I’ve just finished reading Theodore Dreiser’s Sister Carrie, a novel I’ve been curious about since reading his An American Tragedy over 10 years ago. I’d somehow acquired the idea that Sister Carrie was the story of a climbing femme fatale, sort of like Becky Sharpe in Vanity Fair, but this isn’t the case. Carrie is not a schemer, but a small town girl who comes to Chicago, is dazzled into longing by sumptuous department stores and the glittering crowds in carriages and theater lobbies and whose inchoate yearning for something more or something better leads her to become the mistress of first a salesman, then a married affluent restaurant manager.
The manager, Hurstwood, has his own yearnings, and winds up leaving his family and embezzling money in order to leave town with Carrie. They go to New York, do all right for a while, but then he loses his stake in a bar downtown and gradually slips into depression, unemployment and penury. Long before he hits bottom, Carrie leaves him and begins a stage career, where she finds success and independence.

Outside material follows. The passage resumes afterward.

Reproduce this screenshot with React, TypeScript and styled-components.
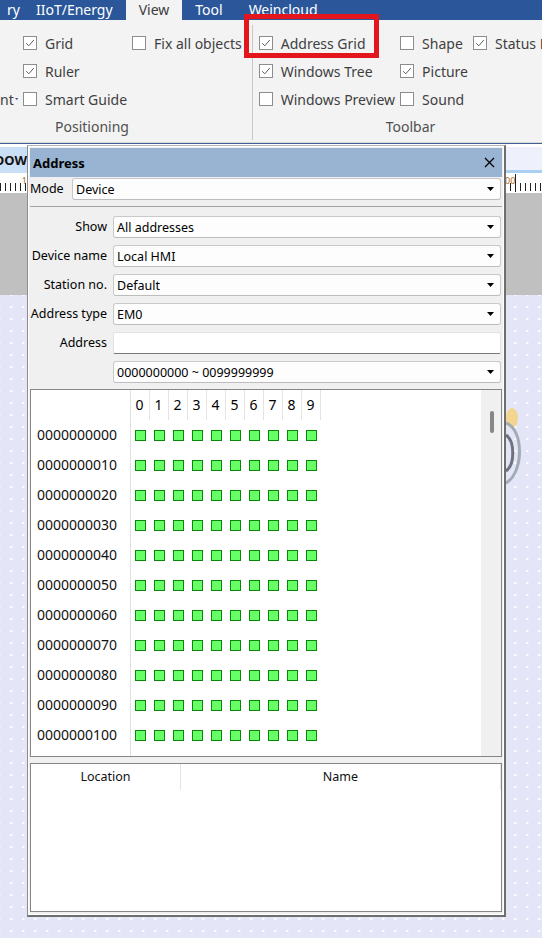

The last parts of the novel had an effect on me similar to that of An American Tragedy; I can still remember where I was sitting and how the light looked on the afternoon I finished reading about Clyde Griffith’s final weeks on death row. When I had to pause, I’d return to the novel with a kind of reluctant compulsion. The sensation of dread and doom tinted everything else I did at the time, and I sometimes contemplating stopping because it felt almost unbearable. Sister Carrie, with that long, painful depiction of a man sinking into poverty and hopelessness, with the final scenes outside of a Bowery flophouse, is a particularly hard book to read now, knowing that so many people who have been laid off are facing similar, if hopefully not so severe, trials.
Dreiser has a reputation for being an awkward writer, prone to moralizing authorial commentary and graced with no felicities of craft. He’s the quintessential poor stylist/great novelist, although some today might argue that such a thing is an oxymoron. A beautiful style and technical perfection are more and more regarded as the sine qua non of the great novel. I don’t agree. To me, the novelist’s ability to envelope me in his imagined reality, to harness my imagination to his and to make the continuation of the reading feel as essential as the conduct of my own life is a gift that overwhelms other considerations. I would rather read clumsy old Dreiser than any member of the far more numerous tribe of great writers/poor novelists.
What Sister Carrie reminded me of most, however, was the HBO series “The Wire,” in that the characters are similarly subject to forces beyond their control. This novel, like An American Tragedy, does hinge on a single, crucial act or decision that completely transforms the character’s life and seals his doom; the characters in “The Wire” often don’t even get the chance to make that sort of decision. But the piteous spectacle of people trapped by their circumstances, and the sense of encroaching doom is much the same. I can’t say with utter confidence that I recommend this novel -- mostly because it’s so heart-rending -- but I don’t hesitate to call it a great one.